_Given entries:_
══════

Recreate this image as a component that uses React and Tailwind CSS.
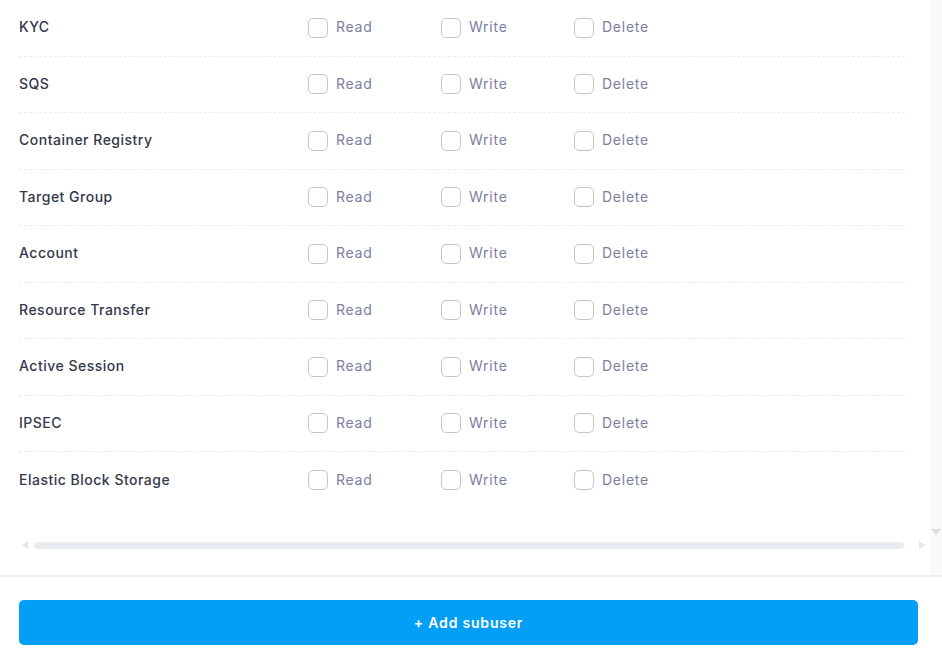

══════

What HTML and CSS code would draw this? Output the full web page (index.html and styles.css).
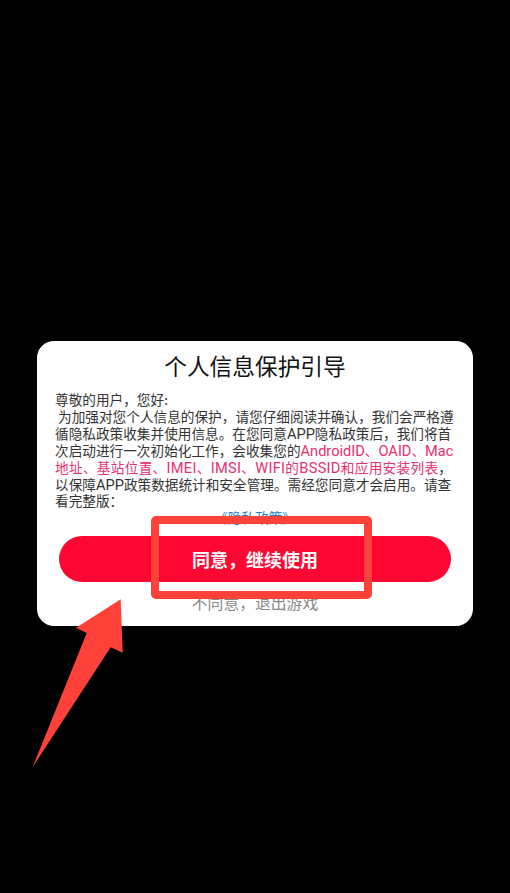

══════

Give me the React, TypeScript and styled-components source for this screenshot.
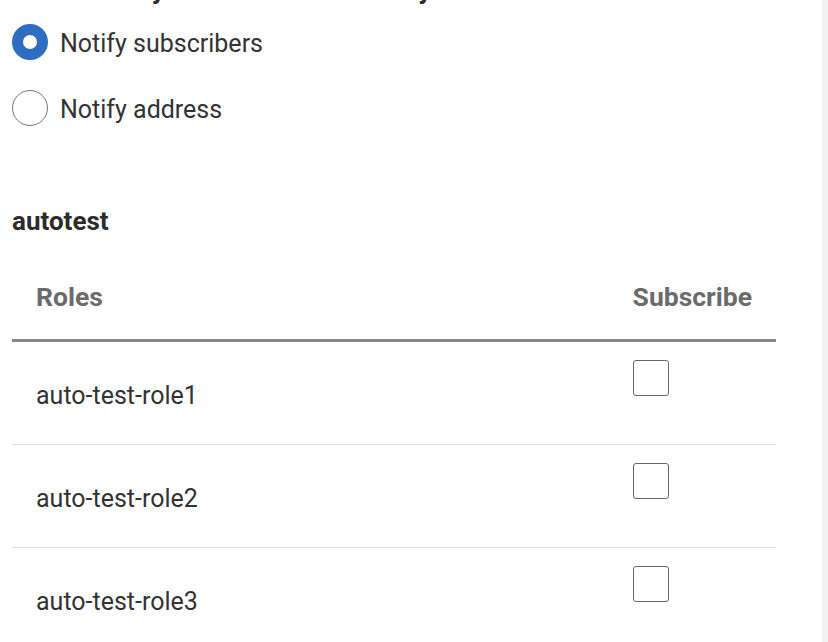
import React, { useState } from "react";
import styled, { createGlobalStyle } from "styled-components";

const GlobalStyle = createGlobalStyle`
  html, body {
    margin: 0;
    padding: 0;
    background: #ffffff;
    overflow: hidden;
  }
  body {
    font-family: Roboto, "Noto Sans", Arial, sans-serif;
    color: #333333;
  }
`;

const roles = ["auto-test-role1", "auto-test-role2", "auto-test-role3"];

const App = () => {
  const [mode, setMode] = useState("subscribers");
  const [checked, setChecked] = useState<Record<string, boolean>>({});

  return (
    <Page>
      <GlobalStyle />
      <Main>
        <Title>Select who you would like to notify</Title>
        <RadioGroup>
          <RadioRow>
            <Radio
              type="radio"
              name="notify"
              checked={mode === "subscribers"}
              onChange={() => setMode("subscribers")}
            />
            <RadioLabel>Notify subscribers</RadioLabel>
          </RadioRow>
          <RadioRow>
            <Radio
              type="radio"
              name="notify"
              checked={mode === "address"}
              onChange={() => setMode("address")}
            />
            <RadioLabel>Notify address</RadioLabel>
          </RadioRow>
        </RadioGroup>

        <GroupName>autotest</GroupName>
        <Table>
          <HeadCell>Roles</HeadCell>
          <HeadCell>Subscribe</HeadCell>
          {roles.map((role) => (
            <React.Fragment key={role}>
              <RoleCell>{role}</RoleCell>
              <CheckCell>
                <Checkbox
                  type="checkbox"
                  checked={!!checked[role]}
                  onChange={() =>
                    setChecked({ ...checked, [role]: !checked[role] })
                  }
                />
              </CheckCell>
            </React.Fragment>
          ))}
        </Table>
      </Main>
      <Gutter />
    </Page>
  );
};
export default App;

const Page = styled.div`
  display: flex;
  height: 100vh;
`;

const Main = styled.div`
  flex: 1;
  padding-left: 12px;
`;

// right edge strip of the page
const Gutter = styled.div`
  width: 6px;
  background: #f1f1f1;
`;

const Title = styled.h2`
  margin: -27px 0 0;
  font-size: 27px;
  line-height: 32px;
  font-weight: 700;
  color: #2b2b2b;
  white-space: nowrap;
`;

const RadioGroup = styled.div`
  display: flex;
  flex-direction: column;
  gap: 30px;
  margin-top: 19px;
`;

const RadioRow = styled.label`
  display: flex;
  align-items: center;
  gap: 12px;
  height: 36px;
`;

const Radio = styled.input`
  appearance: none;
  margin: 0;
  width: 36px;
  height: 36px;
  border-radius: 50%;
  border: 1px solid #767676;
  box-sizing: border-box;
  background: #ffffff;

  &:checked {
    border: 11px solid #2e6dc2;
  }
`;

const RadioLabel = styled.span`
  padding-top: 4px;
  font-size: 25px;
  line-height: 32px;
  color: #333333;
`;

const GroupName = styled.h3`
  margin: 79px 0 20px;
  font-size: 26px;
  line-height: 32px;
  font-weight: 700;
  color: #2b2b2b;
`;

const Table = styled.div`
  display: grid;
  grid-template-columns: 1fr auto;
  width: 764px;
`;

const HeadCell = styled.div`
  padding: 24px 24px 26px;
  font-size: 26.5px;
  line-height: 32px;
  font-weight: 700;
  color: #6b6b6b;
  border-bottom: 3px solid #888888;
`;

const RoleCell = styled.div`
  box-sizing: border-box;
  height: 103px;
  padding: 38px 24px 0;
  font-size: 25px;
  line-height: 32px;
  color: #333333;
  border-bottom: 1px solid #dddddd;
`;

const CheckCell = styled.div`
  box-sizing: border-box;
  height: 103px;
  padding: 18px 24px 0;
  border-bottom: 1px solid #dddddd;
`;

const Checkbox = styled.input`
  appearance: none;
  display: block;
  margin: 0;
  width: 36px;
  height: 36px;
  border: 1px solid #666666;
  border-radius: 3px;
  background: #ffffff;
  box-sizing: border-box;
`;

══════

_What to do:_ Look above for the line with "Give me the", then print it and each line after it down to and including the line with "const [checked, setChecked]". Leave out the pictures and keep the wording exact.

_Output below:_
Give me the React, TypeScript and styled-components source for this screenshot.
import React, { useState } from "react";
import styled, { createGlobalStyle } from "styled-components";

const GlobalStyle = createGlobalStyle`
  html, body {
    margin: 0;
    padding: 0;
    background: #ffffff;
    overflow: hidden;
  }
  body {
    font-family: Roboto, "Noto Sans", Arial, sans-serif;
    color: #333333;
  }
`;

const roles = ["auto-test-role1", "auto-test-role2", "auto-test-role3"];

const App = () => {
  const [mode, setMode] = useState("subscribers");
  const [checked, setChecked] = useState<Record<string, boolean>>({});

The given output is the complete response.